By its very nature, the DJI FlyCart is designed for long-range delivery missions, bringing beyond visual line of sight into the equation.
It's not to say that this drone cannot be flown within visual line of sight, and there are a magnitude of use-cases where this would be acceptable. And, in the short-term, UK organisations may well choose to prove the concept of the FlyCart in a VLOS capacity.
But, with the ability to travel up to 16km with a full load, the FlyCart is engineered to push beyond VLOS.
However, to satisfy the CAA, additional criteria would need to be met as part of an OSC application to operate BVLOS.
At this stage, though, standardised BVLOS operations - especially in uncontrolled airspace - in the UK are in a fairly embryonic state, but work is ongoing to accelerate this and the UK CAA recently published an updated roadmap, setting out plans for the future of BVLOS drone flights in UK airspace.
heliguy™ OSC Consultancy
Preparing a watertight OSC submission can be daunting, so heliguy™ has an in-house consultancy to help, as part of our drone training offering.
This streamlines the process, offering expert support, advice and client involvement throughout, and builds a proposal tailored to each client - reducing the chances of requiring costly rewrites. It is spearheaded by Josh, a former UAS Technical Surveyor at the CAA, who was previously responsible for the evaluation, development and approval of OSC applications.
Josh has helped heliguy™ clients achieve ambitious OSCs, including EVLOS operations to a maximum range of 3,000m.
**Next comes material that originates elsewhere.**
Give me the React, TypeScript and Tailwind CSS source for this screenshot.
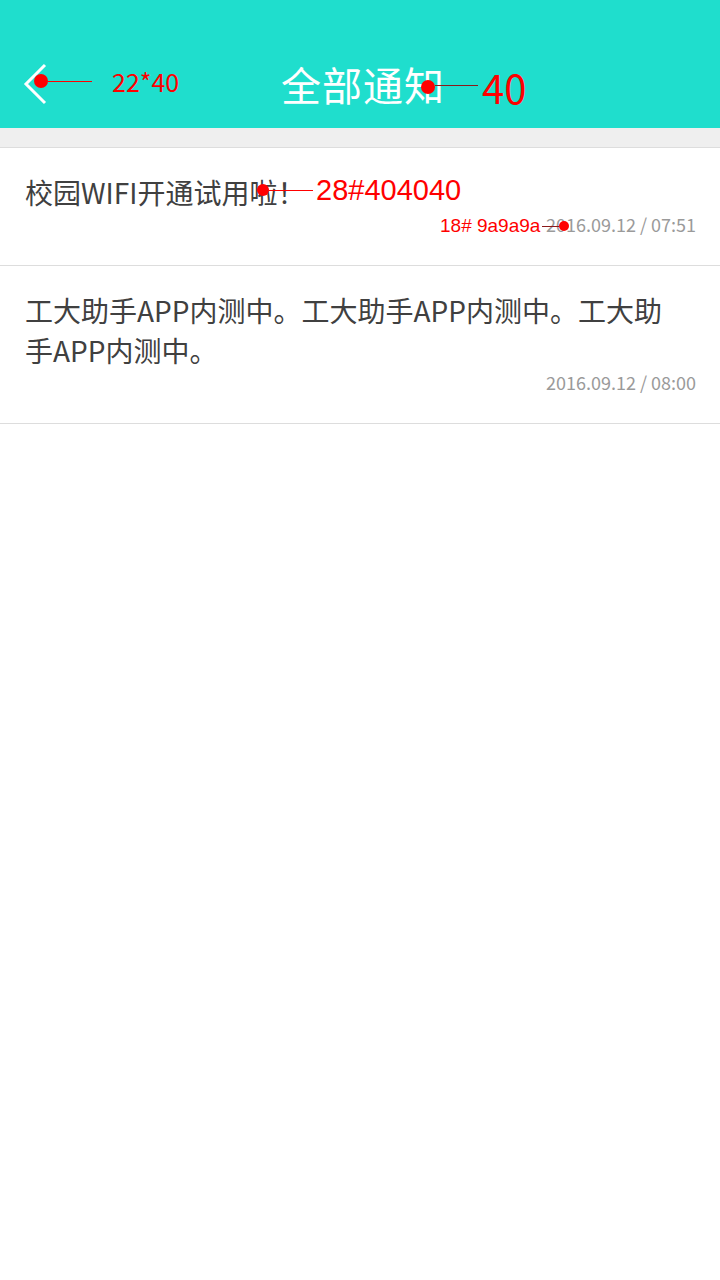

It's worth noting that the term EVLOS has been replaced with the phrase, Beyond Visual Line of Sight with Visual Mitigation.
In one example, the CAA praised the 'clear and logical' OSC submission, saying the low number of queries within such a complex bid was 'remarkable and rare'. Find out more by reading this blog.
Josh, who has also welcomed the news that the DJI FlyCart comes equipped with a parachute, said: "Demand for OSC services is continuing to increase, with a noticeable increase in the complexity of applications recently.
"OSC applications have undergone a significant change in regulatory thought process since November 2022, which reflects the upcoming move to SORA (Specific Operations Risk Assessment) that is due to be implemented by the CAA.
"heliguy™ OSC has, however, continued to deliver results, working with clients to achieve Operational Authorisations for their complex operations in the UK.
"The DJI FlyCart is an exciting innovation from DJI, which I look forward to working with clients to integrate into their ecosystems. Clearly, a platform of this size will represent unique challenges, however, heliguy™ OSC has already delivered heavy lift OSC's, with platforms weighing up to 101kg successfully authorised by the UK CAA to operate."
It's important to note that OSC applicants will require drone industry experience and a weighty dossier of evidence to show they have built a use case and have proved the concept.
The fact that the FlyCart won't be landing in the UK immediately does present an ideal opportunity to prepare for this.
OSCs and DJI FlyCart In The UK: Summary
Drone delivery is a hot topic: Its potential is undoubtably huge and looking forward, it presents an exciting and innovative step within the industry.
The DJI FlyCart stimulates this and offers fresh impetuous to an emerging concept.
Its introduction to the UK won't be immediate, but the possibilities it offers, both in a VLOS and BVLOS capacity, are tantilising and the benefits are tangible.
An OSC would be required to operate the FlyCart in the UK, and applicants will need a fair bit of experience/evidence of competency under their belt before they can expect to get an OSC over the line.
But, obtaining an OSC would unlock huge opportunity for operators of this aircraft, whenever it does become available for the UK market.
And heliguy™ is here to support these applications and offer advice and support throughout.